- Born: November 12, 1922 Ten'an, Chūseinan Province, Korea, Empire of Japan
- Died: 1981 (aged 58–59)
- Education: Yonsei University
- Occupation: Chief executive officer
- Website: Hyonam Memorial Hall

= Kim Chong-hee =

South Korean businessman (1922–1981)

Kim Chong-hee (1922–1981) was the founder of Hanwha Group and a significant figure in the South Korean explosives industry.
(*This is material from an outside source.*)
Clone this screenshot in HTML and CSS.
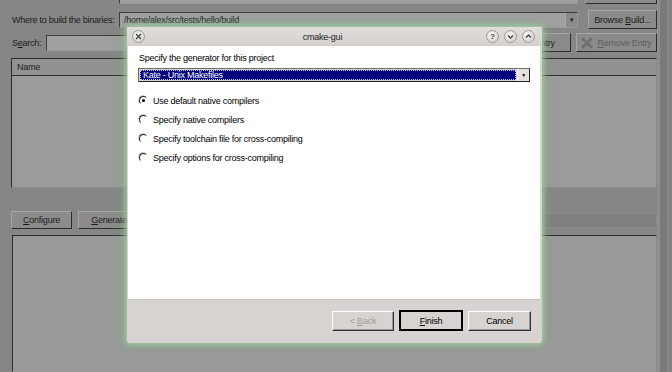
FILE: index.html
```html
<!DOCTYPE html>
<html lang="en">

<head>
    <meta charset="UTF-8">
    <title>cmake-gui</title>
    <link rel="stylesheet" href="styles.css">
</head>

<body>
    <div class="main">
        <div class="row row-source">
            <div></div>
            <div class="field"></div>
            <div class="btn"></div>
        </div>
        <div class="row row-build">
            <span class="label">Where to build the binaries:</span>
            <div class="field combo">
                <span>/home/alex/src/tests/hello/build</span>
                <span class="drop">&#9660;</span>
            </div>
            <div class="btn"><span>Browse <u>B</u>uild...</span></div>
        </div>
        <div class="row row-search">
            <span class="label">S<u>e</u>arch:</span>
            <div class="field"></div>
            <div class="btn"><span>Add Entry</span></div>
            <div class="btn off">
                <svg width="12" height="12" viewBox="0 0 12 12">
                    <path d="M2 2 L10 10 M10 2 L2 10" stroke="#6e6e6e" stroke-width="3" stroke-linecap="round" />
                </svg>
                <span><u>R</u>emove Entry</span>
            </div>
        </div>
        <div class="table">
            <div class="thead">Name</div>
        </div>
        <div class="row row-config">
            <div class="btn"><span><u>C</u>onfigure</span></div>
            <div class="btn"><span><u>G</u>enerate</span></div>
            <div></div>
            <div class="progress"></div>
        </div>
        <div class="output"></div>
    </div>
    <div class="side"></div>

    <div class="dialog">
        <div class="titlebar">
            <span class="tb-btn">
                <svg width="7" height="7" viewBox="0 0 7 7">
                    <path d="M1 1 L6 6 M6 1 L1 6" stroke="#444" stroke-width="1.4" />
                </svg>
            </span>
            <span class="title">cmake-gui</span>
            <div class="tb-right">
                <span class="tb-btn"><span class="q">?</span></span>
                <span class="tb-btn">
                    <svg width="7" height="7" viewBox="0 0 7 7">
                        <path d="M1 2.5 L3.5 5 L6 2.5" fill="none" stroke="#444" stroke-width="1.4" />
                    </svg>
                </span>
                <span class="tb-btn">
                    <svg width="7" height="7" viewBox="0 0 7 7">
                        <path d="M1 4.5 L3.5 2 L6 4.5" fill="none" stroke="#444" stroke-width="1.4" />
                    </svg>
                </span>
            </div>
        </div>
        <div class="dlg-body">
            <p class="prompt">Specify the generator for this project</p>
            <div class="gen-combo">
                <span class="gen-value">Kate - Unix Makefiles</span>
                <span class="gen-drop">&#9660;</span>
            </div>
            <ul class="radios">
                <li><span class="radio checked"></span>Use default native compilers</li>
                <li><span class="radio"></span>Specify native compilers</li>
                <li><span class="radio"></span>Specify toolchain file for cross-compiling</li>
                <li><span class="radio"></span>Specify options for cross-compiling</li>
            </ul>
        </div>
        <div class="dlg-foot">
            <div class="dbtn disabled"><span>&lt; <u>B</u>ack</span></div>
            <div class="dbtn default"><span><u>F</u>inish</span></div>
            <div class="dbtn"><span>Cancel</span></div>
        </div>
    </div>
</body>

</html>
```

FILE: styles.css
```css
* {
    padding: 0;
    margin: 0;
    box-sizing: border-box;
}

body {
    display: flex;
    width: 672px;
    height: 372px;
    overflow: hidden;
    background: #868686;
    font-family: 'Liberation Sans', Arial, sans-serif;
    font-size: 9px;
    letter-spacing: -0.25px;
    color: #1c1c1c;
}

.main {
    width: 657px;
    height: 372px;
    padding-left: 11px;
    display: flex;
    flex-direction: column;
}

.row {
    display: grid;
    align-items: center;
}

.row-source {
    grid-template-columns: 101px 459px 72px;
    column-gap: 7px;
    height: 20px;
    margin-top: -16px;
}

.row-source .field {
    height: 19px;
}

.row-build {
    grid-template-columns: 98px 459px 69px;
    column-gap: 10px;
    height: 19px;
    margin-top: 6px;
}

.row-search {
    grid-template-columns: 30px 1fr 70px 81px;
    column-gap: 5px;
    height: 19px;
    margin-top: 4px;
}

.label {
    padding-left: 1px;
    white-space: nowrap;
}

.field {
    height: 16px;
    background: #a0a0a0;
    border: 1px solid;
    border-color: #3c3c3c #9a9a9a #9a9a9a #3c3c3c;
}

.combo {
    display: flex;
    align-items: center;
    justify-content: space-between;
    padding-left: 4px;
}

.drop {
    width: 12px;
    height: 14px;
    display: grid;
    place-items: center;
    font-size: 6px;
    background: #8a8a8a;
    border-left: 1px solid #a8a8a8;
}

.btn {
    height: 19px;
    display: flex;
    align-items: center;
    justify-content: center;
    gap: 4px;
    background: #8c8b8a;
    border: 1px solid;
    border-color: #a6a6a6 #2c2c2c #2c2c2c #a6a6a6;
    white-space: nowrap;
}

.btn.off {
    color: #5e5e5e;
}

.table {
    height: 130px;
    margin-top: 6px;
    background: #9b9b9b;
    border: 1px solid;
    border-color: #2c2c2c #8a8a8a #8a8a8a #2c2c2c;
}

.thead {
    height: 17px;
    padding-left: 5px;
    line-height: 16px;
    background: #929292;
    border-bottom: 1px solid #2e2e2e;
}

.row-config {
    grid-template-columns: 61px 62px 1fr 1fr;
    column-gap: 6px;
    height: 18px;
    margin-top: 23px;
}

.row-config .btn {
    height: 18px;
}

.progress {
    height: 15px;
    background: #7f7f7f;
    border: 1px solid #8c8c8c;
}

.output {
    flex: 1;
    margin-top: 6px;
    margin-left: 1px;
    background: #9a9a9a;
    border: 1px solid;
    border-color: #2c2c2c #8a8a8a transparent #2c2c2c;
}

.side {
    width: 15px;
    height: 372px;
    background: linear-gradient(to right, #8e8e8e 0 3px, #7a7a7a 3px 10px, #8a8a8a 10px 11px, #838383 11px);
}

/* dialog over the dimmed window */
.dialog {
    position: absolute;
    left: 127px;
    top: 27px;
    width: 415px;
    height: 316px;
    display: flex;
    flex-direction: column;
    background: #d7d3d0;
    border-radius: 3px;
    box-shadow: 0 0 5px 2px rgba(160, 215, 160, 0.8), 0 0 14px 4px rgba(120, 170, 120, 0.35);
    color: #000;
}

.titlebar {
    height: 19px;
    display: flex;
    align-items: center;
    padding: 0 7px 0 5px;
    background: linear-gradient(#e0dddb, #d4d0cd);
}

.title {
    flex: 1;
    text-align: center;
    color: #222;
    padding-left: 14px;
}

.tb-right {
    display: flex;
    gap: 5px;
}

.tb-btn {
    width: 13px;
    height: 13px;
    border-radius: 50%;
    display: grid;
    place-items: center;
    background: radial-gradient(circle at 40% 35%, #fbfbfb, #c8c6c4);
    border: 1px solid #a09c99;
}

.q {
    font-size: 8px;
    line-height: 8px;
    font-weight: bold;
    color: #444;
    letter-spacing: 0;
}

.dlg-body {
    height: 254px;
    margin: 0 2px 0 1px;
    padding: 7px 10px 0 10px;
    background: #fff;
    border-bottom: 1px solid #c6c3c0;
}

.prompt {
    padding-left: 1px;
    line-height: 10px;
}

.gen-combo {
    display: flex;
    height: 14px;
    margin-top: 5px;
    border: 1px solid;
    border-color: #6e6e6e #202020 #202020 #6e6e6e;
    background: #d7d3d0;
}

.gen-value {
    flex: 1;
    margin: 1px;
    padding-left: 3px;
    line-height: 10px;
    color: #fff;
    background: #000080;
    outline: 1px dotted #c8c8c8;
    outline-offset: -1px;
}

.gen-drop {
    width: 12px;
    display: grid;
    place-items: center;
    font-size: 5px;
    background: #e4e1de;
    border-left: 1px solid #fff;
}

.radios {
    list-style: none;
    margin-top: 9px;
    padding-left: 1px;
}

.radios li {
    height: 19px;
    display: flex;
    align-items: center;
    gap: 5px;
}

.radio {
    width: 9px;
    height: 9px;
    border-radius: 50%;
    display: grid;
    place-items: center;
    border: 1px solid;
    border-color: #222 #fff #fff #222;
    box-shadow: -0.5px -0.5px 0 #8a8a8a;
}

.radio.checked::after {
    content: '';
    width: 3px;
    height: 3px;
    border-radius: 50%;
    background: #000;
}

.dlg-foot {
    flex: 1;
    display: flex;
    justify-content: flex-end;
    align-items: flex-start;
    gap: 5px;
    padding: 11px 11px 0 0;
}

.dbtn {
    width: 63px;
    height: 20px;
    display: flex;
    align-items: center;
    justify-content: center;
    background: #d7d3d0;
    border: 1px solid;
    border-color: #fff #303030 #303030 #fff;
    box-shadow: inset -1px -1px #9a9794;
}

.dbtn.disabled {
    width: 62px;
    color: #a19e9b;
}

.dbtn.default {
    width: 64px;
    height: 21px;
    margin-top: -1px;
    outline: 1px solid #000;
    outline-offset: -2px;
    border-color: #000;
}
```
== Korea Explosives Corporation ==
Kim established the Korea Explosives Corporation, a predecessor of the Hanwha Corporation, in 1952. He succeeded in producing dynamite domestically in 1957 and began its commercial production in 1958, contributing to South Korea's industrial growth by supporting the construction of national infrastructure, including bridges, tunnels and highways.

==Expansion==
Outside the explosives industry, Kim also contributed to the development of the domestic bearing industry by acquiring Shinhan Bearing Industrial in 1964 and advancing it, as well as supporting the growth of the domestic petrochemical industry by establishing Korea Hwasung Industrial (now, Hanwha Chemical and Hanwha L&C). He was also involved in the development of South Korea's dairy industry by acquiring Daeil Dairy in 1973.

==Diplomatic activities==
Kim was active in private diplomacy in South Korea. He was named an honorary consul-general to Greece in 1968, and in recognition of his contributions to relations between the two countries, he was awarded the Venus Cross Medal of Honor, Greece's highest honorary medal, by the Greek government in 1972.

==Business advocacy==
Kim was an advocate of business, representing the Korean business community as the vice chairman of the Federation of Korean Industries from 1977 until his death at the age of 59 in 1981. The South Korean government posthumously awarded him a Gold Tower Order of Industrial Service Merit for his contributions to the country's economy.

==Commemorations==
As a figure in the explosives industry, Kim contributed to South Korea's economic development. His life story was presented by the Korean Chamber of Commerce and Industry in its 2009 publication, Hyeonam Kim Chong-Hee: A Pioneer of the Korean Explosives Industry, as part of its comic book series on the biographies of South Korean CEOs. A commemorative medal was also issued upon his selection as a "Figure of Korea" by the Korea Mint Corporation.